Unilateral Actions Of Labor Union Representing City Police Officers, Without City Involvement, Does Not Satisfy State Action Requirement Of A Section 1983 Claim

HALLINAN v. FRATERNAL ORDER OF POLICE OF CHICAGO LODGE NO. 7 (June 25, 2009)

Shawn Hallinan and Wayne Harej were Chicago police officers and members of the police union, the Fraternal Order of Police of Chicago Lodge No. 7 (the Union). They led an effort to unseat the Union’s president and his organization in early 2005. During the course of the campaign, they discovered that the president had underreported his income. They reported the matter to the Attorney General and discussed it publicly. The president was, nevertheless, reelected. The Union soon suspended, and then expelled, the two men from the Union. At the Union's request, the City of Chicago converted the two men into "fair-share payers." Fair-share payers are those members of the Police Department who are not Union members and do not pay Union membership dues but who contribute a "fair-share" for the Union's continued representation of them in matters concerning their wages, hours and working conditions. Hallinan and Harej brought an action against the Union under section 1983 alleging violations of the First and Fourteenth Amendments. The court dismissed the action for plaintiffs’ failure to plead state action. Plaintiffs appeal.

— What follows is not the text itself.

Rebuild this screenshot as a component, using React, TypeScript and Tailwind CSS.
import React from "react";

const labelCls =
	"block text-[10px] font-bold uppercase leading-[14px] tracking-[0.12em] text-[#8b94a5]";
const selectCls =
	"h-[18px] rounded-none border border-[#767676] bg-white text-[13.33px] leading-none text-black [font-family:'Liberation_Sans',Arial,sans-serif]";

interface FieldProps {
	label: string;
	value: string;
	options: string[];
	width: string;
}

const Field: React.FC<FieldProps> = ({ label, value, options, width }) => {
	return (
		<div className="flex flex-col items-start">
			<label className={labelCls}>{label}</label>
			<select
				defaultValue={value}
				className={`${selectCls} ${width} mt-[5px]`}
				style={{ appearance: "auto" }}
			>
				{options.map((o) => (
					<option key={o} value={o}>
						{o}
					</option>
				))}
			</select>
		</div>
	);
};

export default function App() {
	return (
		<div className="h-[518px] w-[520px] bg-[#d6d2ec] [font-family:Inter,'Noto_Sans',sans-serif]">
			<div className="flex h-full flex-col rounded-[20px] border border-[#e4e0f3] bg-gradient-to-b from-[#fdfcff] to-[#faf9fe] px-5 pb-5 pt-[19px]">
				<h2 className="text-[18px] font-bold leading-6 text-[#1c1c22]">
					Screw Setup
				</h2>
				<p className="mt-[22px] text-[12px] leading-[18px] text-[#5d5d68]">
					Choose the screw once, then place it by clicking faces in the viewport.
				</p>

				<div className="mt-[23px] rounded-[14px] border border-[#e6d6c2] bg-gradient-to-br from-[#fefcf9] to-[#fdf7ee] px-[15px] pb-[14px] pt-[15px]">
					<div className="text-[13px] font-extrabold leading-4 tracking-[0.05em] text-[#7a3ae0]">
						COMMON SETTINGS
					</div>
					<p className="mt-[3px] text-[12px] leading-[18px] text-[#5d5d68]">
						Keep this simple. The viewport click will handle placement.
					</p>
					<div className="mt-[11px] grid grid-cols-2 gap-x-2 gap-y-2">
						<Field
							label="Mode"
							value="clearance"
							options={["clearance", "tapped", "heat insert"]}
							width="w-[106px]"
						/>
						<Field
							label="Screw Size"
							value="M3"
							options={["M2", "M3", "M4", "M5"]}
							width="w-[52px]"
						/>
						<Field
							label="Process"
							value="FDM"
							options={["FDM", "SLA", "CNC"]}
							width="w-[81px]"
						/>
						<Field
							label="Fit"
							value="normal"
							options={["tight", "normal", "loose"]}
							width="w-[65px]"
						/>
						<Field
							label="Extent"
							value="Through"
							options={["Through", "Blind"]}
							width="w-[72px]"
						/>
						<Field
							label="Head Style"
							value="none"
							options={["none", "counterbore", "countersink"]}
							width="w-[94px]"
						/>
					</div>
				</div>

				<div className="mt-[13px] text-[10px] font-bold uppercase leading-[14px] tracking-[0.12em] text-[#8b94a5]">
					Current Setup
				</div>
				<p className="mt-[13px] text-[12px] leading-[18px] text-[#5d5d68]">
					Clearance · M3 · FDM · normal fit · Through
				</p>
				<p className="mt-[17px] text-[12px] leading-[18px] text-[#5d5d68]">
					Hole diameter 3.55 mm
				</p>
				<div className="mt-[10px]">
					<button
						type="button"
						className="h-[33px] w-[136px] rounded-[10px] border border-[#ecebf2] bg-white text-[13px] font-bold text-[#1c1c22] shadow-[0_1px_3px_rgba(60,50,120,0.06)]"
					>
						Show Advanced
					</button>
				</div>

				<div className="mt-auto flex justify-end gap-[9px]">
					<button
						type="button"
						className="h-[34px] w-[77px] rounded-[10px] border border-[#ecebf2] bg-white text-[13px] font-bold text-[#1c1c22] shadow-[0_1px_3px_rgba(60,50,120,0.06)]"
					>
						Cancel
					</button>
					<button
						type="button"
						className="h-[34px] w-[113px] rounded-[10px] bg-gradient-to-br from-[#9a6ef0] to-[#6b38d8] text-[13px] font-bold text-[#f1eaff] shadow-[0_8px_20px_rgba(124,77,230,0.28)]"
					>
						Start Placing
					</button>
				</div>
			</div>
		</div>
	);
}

In their opinion, Judges Rovner, Wood and Sykes affirmed. The allegations of constitutional violations in the complaint, noted the Court, are actionable only against conduct of the government -- not against private conduct. Unions, of course, are not government actors. A deprivation of a constitutional right may be actionable against a private actor in certain limited circumstances. The Court noted several examples: when the state compels the action, when the private actor is only nominally private, when the state delegates its function to a private actor, etc. Here, the state action alleged is that the Union is the sole collective bargaining unit for the Chicago Police. However, the acts complained of were not taken in concert or in agreement with the City. They were exclusively internal actions. The Court concluded that there was not enough evidence of entanglement by the City to give rise to state action. Although the Court agreed with the district court that the claim should be dismissed for failure to allege state action, it corrected the district court’s categorization of it as a lack of subject matter jurisdiction. An absence of a proper allegation of state action is simply a failure to plead an essential element of the claim.